● INFORMATION SUPPLIED:
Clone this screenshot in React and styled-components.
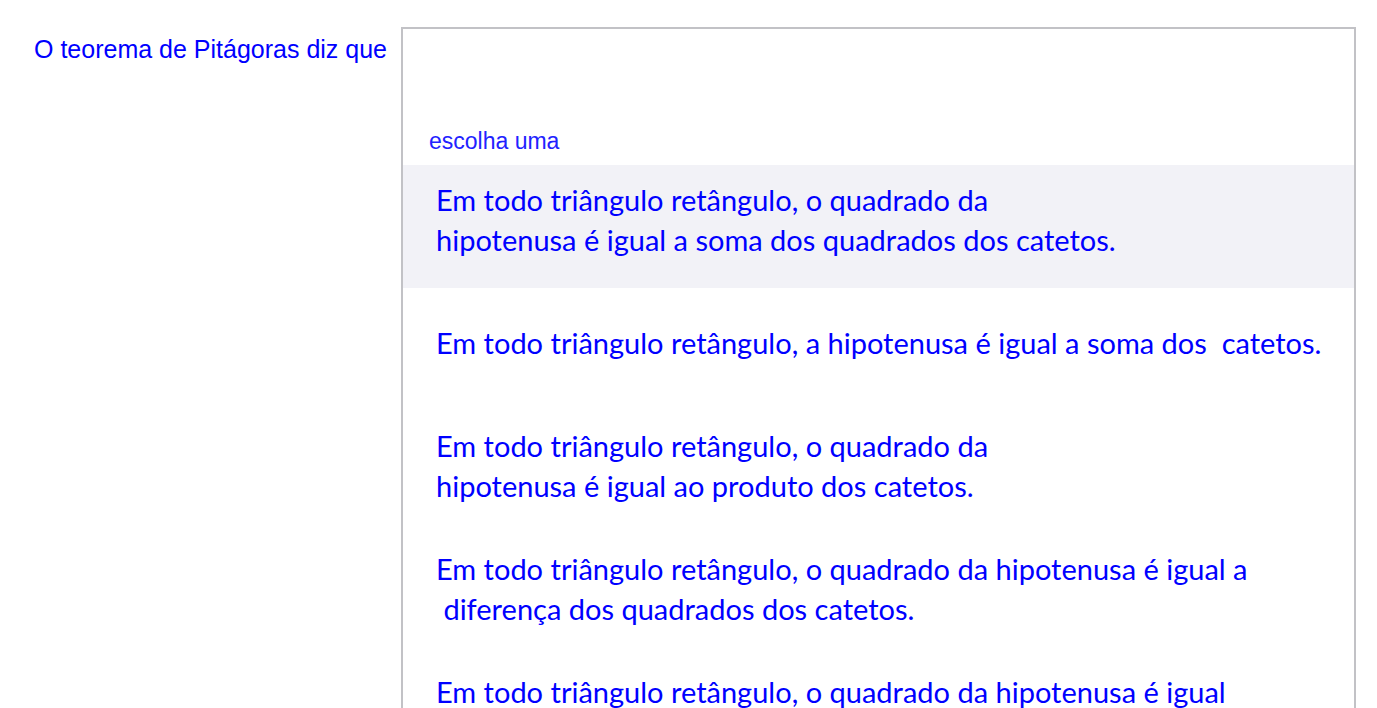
import React from 'react';
import styled, { createGlobalStyle } from 'styled-components';

const GlobalStyle = createGlobalStyle`
  html, body {
    margin: 0;
    padding: 0;
    background: #ffffff;
  }
  body {
    font-family: "Liberation Sans", Arial, sans-serif;
  }
`;

const Page = styled.div`
  display: flex;
  align-items: flex-start;
  padding-top: 27px;
`;

const Prompt = styled.div`
  width: 401px;
  box-sizing: border-box;
  padding: 7px 14px 0 0;
  text-align: right;
  color: #0000ff;
  font-size: 25px;
  line-height: 30px;
`;

const ChoiceBox = styled.div`
  width: 955px;
  box-sizing: border-box;
  border: 2px solid #c2c2c6;
  border-bottom: none;
  padding-top: 96px;
  min-height: 720px;
`;

const Hint = styled.div`
  padding: 0 0 8px 26px;
  color: #2222ff;
  font-size: 23px;
  line-height: 32px;
`;

const Option = styled.div`
  display: flex;
  align-items: center;
  min-height: 84px;
  padding: 13px 20px 26px 33px;
  background: ${({ selected }) => (selected ? '#f2f2f7' : 'transparent')};
  color: #0000ff;
  font-family: Lato, "Liberation Sans", sans-serif;
  font-size: 29px;
  line-height: 40px;
  white-space: pre;
  cursor: pointer;
`;

const Lines = styled.div`
  display: flex;
  flex-direction: column;
`;

const options = [
  ['Em todo triângulo retângulo, o quadrado da', 'hipotenusa é igual a soma dos quadrados dos catetos.'],
  ['Em todo triângulo retângulo, a hipotenusa é igual a soma dos  catetos.'],
  ['Em todo triângulo retângulo, o quadrado da', 'hipotenusa é igual ao produto dos catetos.'],
  ['Em todo triângulo retângulo, o quadrado da hipotenusa é igual a', ' diferença dos quadrados dos catetos.'],
  ['Em todo triângulo retângulo, o quadrado da hipotenusa é igual', 'ao dobro do produto dos catetos.'],
];

export default function App() {
  return (
    <>
      <GlobalStyle />
      <Page>
        <Prompt>O teorema de Pitágoras diz que</Prompt>
        <ChoiceBox>
          <Hint>escolha uma</Hint>
          {options.map((lines, i) => (
            <Option key={i} selected={i === 0}>
              <Lines>
                {lines.map((l, j) => (
                  <span key={j}>{l}</span>
                ))}
              </Lines>
            </Option>
          ))}
        </ChoiceBox>
      </Page>
    </>
  );
}
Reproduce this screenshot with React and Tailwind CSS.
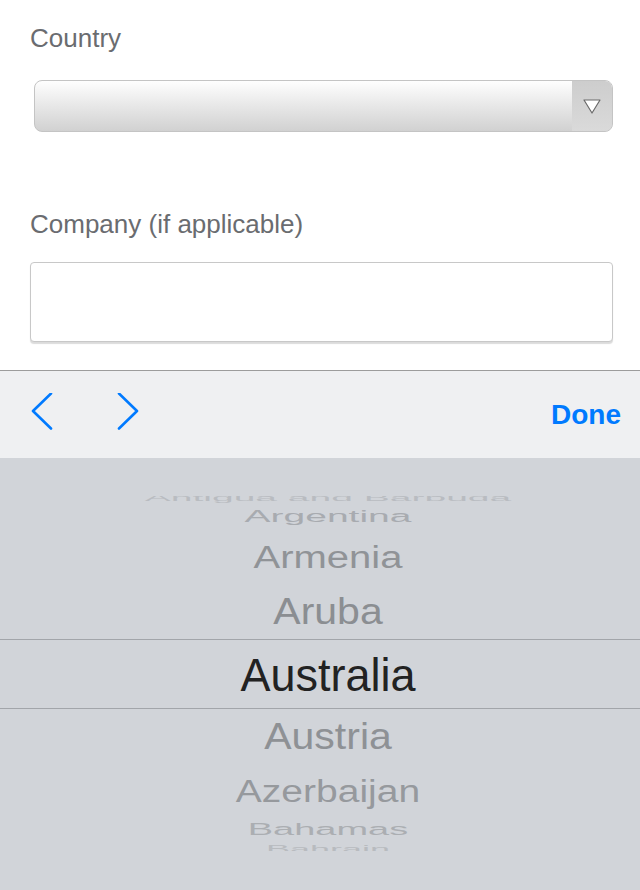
import { useState } from 'react'

const ROWS = [
  { name: 'Antigua and Barbuda', h: 'h-[12px]', text: 'text-[39px] scale-y-[0.25] text-[#b9bcc1]' },
  { name: 'Argentina', h: 'h-[27px]', text: 'text-[39px] scale-y-[0.42] text-[#a8abb0]' },
  { name: 'Armenia', h: 'h-[54px]', text: 'text-[40px] scale-y-[0.78] text-[#909397]' },
  { name: 'Aruba', h: 'h-[55px]', text: 'text-[41px] scale-y-[0.92] text-[#8b8e92]' },
  { name: 'Australia', h: 'h-[70px]', text: 'text-[45px] scale-y-[1.04] text-[#222222]', selected: true },
  { name: 'Austria', h: 'h-[55px]', text: 'text-[41px] scale-y-[0.91] text-[#8e9195]' },
  { name: 'Azerbaijan', h: 'h-[54px]', text: 'text-[39px] scale-y-[0.78] text-[#96999d]' },
  { name: 'Bahamas', h: 'h-[22px]', text: 'text-[38px] scale-y-[0.45] text-[#abaeb2]' },
  { name: 'Bahrain', h: 'h-[18px]', text: 'text-[36px] scale-y-[0.3] text-[#b8bbbf]' },
]

function Chevron({ dir }) {
  const d = dir === 'left' ? 'M21 0.5 L3 18 L21 35.5' : 'M3 0.5 L21 18 L3 35.5'
  return (
    <svg width="24" height="40" viewBox="0 0 24 40" fill="none">
      <path d={d} stroke="#007aff" strokeWidth="2.6" strokeLinecap="round" strokeLinejoin="round" />
    </svg>
  )
}

export default function App() {
  const [company, setCompany] = useState('')

  return (
    <div className="w-[640px] h-[890px] bg-white flex flex-col overflow-hidden font-[family-name:Liberation_Sans,Arial,sans-serif]">
      {/* form */}
      <div className="h-[370px] px-[30px] pt-[23px] flex flex-col">
        <label className="text-[26px] leading-[30px] text-[#6a6c70]">Country</label>
        <div className="mt-[27px] ml-[4px] w-[579px] h-[52px] rounded-[8px] border border-[#c4c4c4] bg-gradient-to-b from-[#fefefe] to-[#d1d1d1] flex overflow-hidden">
          <div className="flex-1" />
          <div className="w-[40px] bg-gradient-to-b from-[#cdcdcd] to-[#dadada] flex items-center justify-center">
            <svg width="20" height="18" viewBox="0 0 20 18">
              <polygon points="2,3 18,3 10,16" fill="#ffffff" stroke="#6a6a6a" strokeWidth="1.2" strokeLinejoin="round" />
            </svg>
          </div>
        </div>

        <label className="mt-[77px] text-[26px] leading-[30px] text-[#6a6c70]">Company (if applicable)</label>
        <input
          className="mt-[23px] w-[583px] h-[80px] rounded-[4px] border-[1.5px] border-[#c8c8c8] bg-white shadow-[0_2px_1px_rgba(0,0,0,0.14)] outline-none px-3 text-[26px]"
          value={company}
          onChange={e => setCompany(e.target.value)}
        />
      </div>

      {/* keyboard toolbar */}
      <div className="h-[88px] border-t border-[#9c9c9c] bg-[#eff0f2] flex items-center pl-[30px] pr-[19px]">
        <button className="-mt-[4px]"><Chevron dir="left" /></button>
        <button className="-mt-[4px] ml-[62px]"><Chevron dir="right" /></button>
        <button className="ml-auto text-[28px] leading-none font-bold text-[#007aff]">Done</button>
      </div>

      {/* picker wheel */}
      <div className="h-[432px] bg-[#d1d4d9] pt-[38px]">
        <div className="h-[355px] overflow-hidden">
          <div className="-mt-[5px] flex flex-col">
            {ROWS.map(r => (
              <div
                key={r.name}
                className={`${r.h} pl-[16px] flex items-center justify-center ${r.selected ? 'border-y border-[#a2a5aa]' : ''}`}
              >
                <span className={`${r.text} leading-none whitespace-nowrap`}>{r.name}</span>
              </div>
            ))}
          </div>
        </div>
      </div>
    </div>
  )
}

● WHAT THE EXERCISE ASKS: Without including any pictures, reproduce the listing exactly.

● COMPLETE OUTPUT:
Clone this screenshot in React and styled-components.
import React from 'react';
import styled, { createGlobalStyle } from 'styled-components';

const GlobalStyle = createGlobalStyle`
  html, body {
    margin: 0;
    padding: 0;
    background: #ffffff;
  }
  body {
    font-family: "Liberation Sans", Arial, sans-serif;
  }
`;

const Page = styled.div`
  display: flex;
  align-items: flex-start;
  padding-top: 27px;
`;

const Prompt = styled.div`
  width: 401px;
  box-sizing: border-box;
  padding: 7px 14px 0 0;
  text-align: right;
  color: #0000ff;
  font-size: 25px;
  line-height: 30px;
`;

const ChoiceBox = styled.div`
  width: 955px;
  box-sizing: border-box;
  border: 2px solid #c2c2c6;
  border-bottom: none;
  padding-top: 96px;
  min-height: 720px;
`;

const Hint = styled.div`
  padding: 0 0 8px 26px;
  color: #2222ff;
  font-size: 23px;
  line-height: 32px;
`;

const Option = styled.div`
  display: flex;
  align-items: center;
  min-height: 84px;
  padding: 13px 20px 26px 33px;
  background: ${({ selected }) => (selected ? '#f2f2f7' : 'transparent')};
  color: #0000ff;
  font-family: Lato, "Liberation Sans", sans-serif;
  font-size: 29px;
  line-height: 40px;
  white-space: pre;
  cursor: pointer;
`;

const Lines = styled.div`
  display: flex;
  flex-direction: column;
`;

const options = [
  ['Em todo triângulo retângulo, o quadrado da', 'hipotenusa é igual a soma dos quadrados dos catetos.'],
  ['Em todo triângulo retângulo, a hipotenusa é igual a soma dos  catetos.'],
  ['Em todo triângulo retângulo, o quadrado da', 'hipotenusa é igual ao produto dos catetos.'],
  ['Em todo triângulo retângulo, o quadrado da hipotenusa é igual a', ' diferença dos quadrados dos catetos.'],
  ['Em todo triângulo retângulo, o quadrado da hipotenusa é igual', 'ao dobro do produto dos catetos.'],
];

export default function App() {
  return (
    <>
      <GlobalStyle />
      <Page>
        <Prompt>O teorema de Pitágoras diz que</Prompt>
        <ChoiceBox>
          <Hint>escolha uma</Hint>
          {options.map((lines, i) => (
            <Option key={i} selected={i === 0}>
              <Lines>
                {lines.map((l, j) => (
                  <span key={j}>{l}</span>
                ))}
              </Lines>
            </Option>
          ))}
        </ChoiceBox>
      </Page>
    </>
  );
}
Reproduce this screenshot with React and Tailwind CSS.
import { useState } from 'react'

const ROWS = [
  { name: 'Antigua and Barbuda', h: 'h-[12px]', text: 'text-[39px] scale-y-[0.25] text-[#b9bcc1]' },
  { name: 'Argentina', h: 'h-[27px]', text: 'text-[39px] scale-y-[0.42] text-[#a8abb0]' },
  { name: 'Armenia', h: 'h-[54px]', text: 'text-[40px] scale-y-[0.78] text-[#909397]' },
  { name: 'Aruba', h: 'h-[55px]', text: 'text-[41px] scale-y-[0.92] text-[#8b8e92]' },
  { name: 'Australia', h: 'h-[70px]', text: 'text-[45px] scale-y-[1.04] text-[#222222]', selected: true },
  { name: 'Austria', h: 'h-[55px]', text: 'text-[41px] scale-y-[0.91] text-[#8e9195]' },
  { name: 'Azerbaijan', h: 'h-[54px]', text: 'text-[39px] scale-y-[0.78] text-[#96999d]' },
  { name: 'Bahamas', h: 'h-[22px]', text: 'text-[38px] scale-y-[0.45] text-[#abaeb2]' },
  { name: 'Bahrain', h: 'h-[18px]', text: 'text-[36px] scale-y-[0.3] text-[#b8bbbf]' },
]

function Chevron({ dir }) {
  const d = dir === 'left' ? 'M21 0.5 L3 18 L21 35.5' : 'M3 0.5 L21 18 L3 35.5'
  return (
    <svg width="24" height="40" viewBox="0 0 24 40" fill="none">
      <path d={d} stroke="#007aff" strokeWidth="2.6" strokeLinecap="round" strokeLinejoin="round" />
    </svg>
  )
}

export default function App() {
  const [company, setCompany] = useState('')

  return (
    <div className="w-[640px] h-[890px] bg-white flex flex-col overflow-hidden font-[family-name:Liberation_Sans,Arial,sans-serif]">
      {/* form */}
      <div className="h-[370px] px-[30px] pt-[23px] flex flex-col">
        <label className="text-[26px] leading-[30px] text-[#6a6c70]">Country</label>
        <div className="mt-[27px] ml-[4px] w-[579px] h-[52px] rounded-[8px] border border-[#c4c4c4] bg-gradient-to-b from-[#fefefe] to-[#d1d1d1] flex overflow-hidden">
          <div className="flex-1" />
          <div className="w-[40px] bg-gradient-to-b from-[#cdcdcd] to-[#dadada] flex items-center justify-center">
            <svg width="20" height="18" viewBox="0 0 20 18">
              <polygon points="2,3 18,3 10,16" fill="#ffffff" stroke="#6a6a6a" strokeWidth="1.2" strokeLinejoin="round" />
            </svg>
          </div>
        </div>

        <label className="mt-[77px] text-[26px] leading-[30px] text-[#6a6c70]">Company (if applicable)</label>
        <input
          className="mt-[23px] w-[583px] h-[80px] rounded-[4px] border-[1.5px] border-[#c8c8c8] bg-white shadow-[0_2px_1px_rgba(0,0,0,0.14)] outline-none px-3 text-[26px]"
          value={company}
          onChange={e => setCompany(e.target.value)}
        />
      </div>

      {/* keyboard toolbar */}
      <div className="h-[88px] border-t border-[#9c9c9c] bg-[#eff0f2] flex items-center pl-[30px] pr-[19px]">
        <button className="-mt-[4px]"><Chevron dir="left" /></button>
        <button className="-mt-[4px] ml-[62px]"><Chevron dir="right" /></button>
        <button className="ml-auto text-[28px] leading-none font-bold text-[#007aff]">Done</button>
      </div>

      {/* picker wheel */}
      <div className="h-[432px] bg-[#d1d4d9] pt-[38px]">
        <div className="h-[355px] overflow-hidden">
          <div className="-mt-[5px] flex flex-col">
            {ROWS.map(r => (
              <div
                key={r.name}
                className={`${r.h} pl-[16px] flex items-center justify-center ${r.selected ? 'border-y border-[#a2a5aa]' : ''}`}
              >
                <span className={`${r.text} leading-none whitespace-nowrap`}>{r.name}</span>
              </div>
            ))}
          </div>
        </div>
      </div>
    </div>
  )
}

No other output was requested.